From a report: Book a night at LAX's Residence Inn and you may be fortunate enough to meet an employee named Wally. His gig is relatively pedestrian -- bring you room service, navigate around the hotel's clientele in the lobby and halls -- but Wally's life is far more difficult than it seems. If you put a tray out in front of your door, for instance, he can't get to you. If a cart is blocking the hall, he can't push it out of the way. But fortunately for Wally, whenever he gets into a spot of trouble, he can call out for help. See, Wally is a robot -- specifically, a Relay robot from a company called Savioke. And when the machine finds itself in a particularly tricky situation, it relies on human agents in a call center way across the country in Pennsylvania to bail it out. [...]

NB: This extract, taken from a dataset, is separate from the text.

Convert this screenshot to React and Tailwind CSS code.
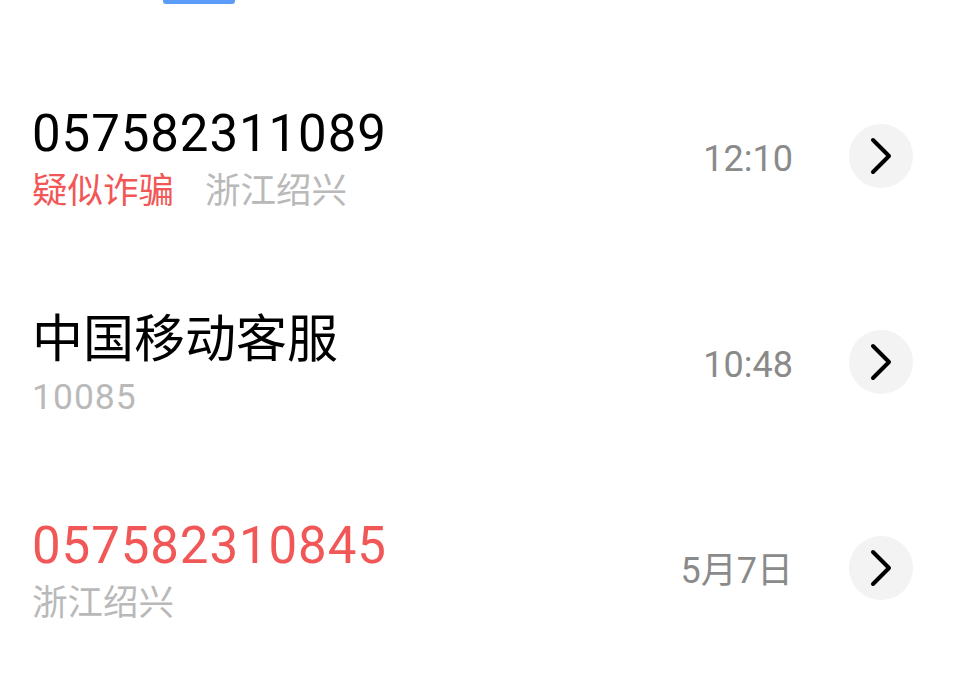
const calls = [
  { title: '057582311089', tag: '疑似诈骗', sub: '浙江绍兴', time: '12:10', danger: false, digits: true },
  { title: '中国移动客服', sub: '10085', time: '10:48', danger: false, digits: false },
  { title: '057582310845', sub: '浙江绍兴', time: '5月7日', danger: true, digits: true },
];

function Chevron() {
  return (
    <svg width="24" height="38" viewBox="0 0 24 38" fill="none">
      <path d="M4 3 L20 19 L4 35" stroke="#000" strokeWidth="4" strokeLinecap="round" strokeLinejoin="round" />
    </svg>
  );
}

function CallRow({ call }) {
  return (
    <div className="flex items-center h-[206px] pl-[32px] pr-[53px]">
      <div className="flex-1 flex flex-col pt-[6px]">
        <div
          className={`text-[51px] leading-[58px] ${call.digits ? 'tracking-[0.9px]' : ''} ${
            call.danger ? 'text-[#f25757]' : 'text-black'
          }`}
        >
          {call.title}
        </div>
        <div className="flex text-[35.5px] leading-[44px] mt-[6px]">
          {call.tag && <span className="text-[#f25757] mr-[31px]">{call.tag}</span>}
          <span className={`text-[#b9b9b9] ${call.digits ? '' : 'tracking-[1px]'}`}>{call.sub}</span>
        </div>
      </div>
      <div className="text-[36px] text-[#8a8a8a] mr-[56px] mt-[5px]">{call.time}</div>
      <div className="w-16 h-16 rounded-full bg-[#f3f3f3] flex items-center justify-center">
        <Chevron />
      </div>
    </div>
  );
}

export default function App() {
  return (
    <div className="w-[966px] h-[692px] bg-white overflow-hidden" style={{ fontFamily: 'Roboto, "Noto Sans CJK SC", sans-serif' }}>
      <div className="h-[53px]">
        <div className="ml-[163px] w-[72px] h-[4px] rounded-b-[3px] bg-[#5b9cf8]" />
      </div>
      {calls.map((c, i) => (
        <CallRow key={i} call={c} />
      ))}
    </div>
  );
}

The first companies to unleash robots into service sectors have been quietly opening call centers stocked with humans who monitor the machines and help them get out of jams. "It's something that's just starting to emerge, and it's not just robots," says David Poole, CEO and co-founder of Symphony Ventures, which consults companies on automation. "I think there is going to be a huge industry, probably mostly offshore, in the monitoring of devices in general, whether they're health devices that individuals wear or monitoring pacemakers or whatever it might be."

1 of 84 comments (clear)

  1. Re:The Industy of Decimation by geekmux · · Score: 3, Insightful

    Otherwise known as progress.

    Sorry, but this has become an invalid response, because the past does not easily apply to the future.

    We're not just targeting lowly repetitive jobs with automation. We're also targeting highly skilled and educated jobs. You won't be able to tell someone to simply go get an education in the future. Even the justification of higher education will start to become weaker and weaker as automation and good-enough AI take hold.

    Let's see how the economy defines "progress" when employing a human is the target of obsolescence.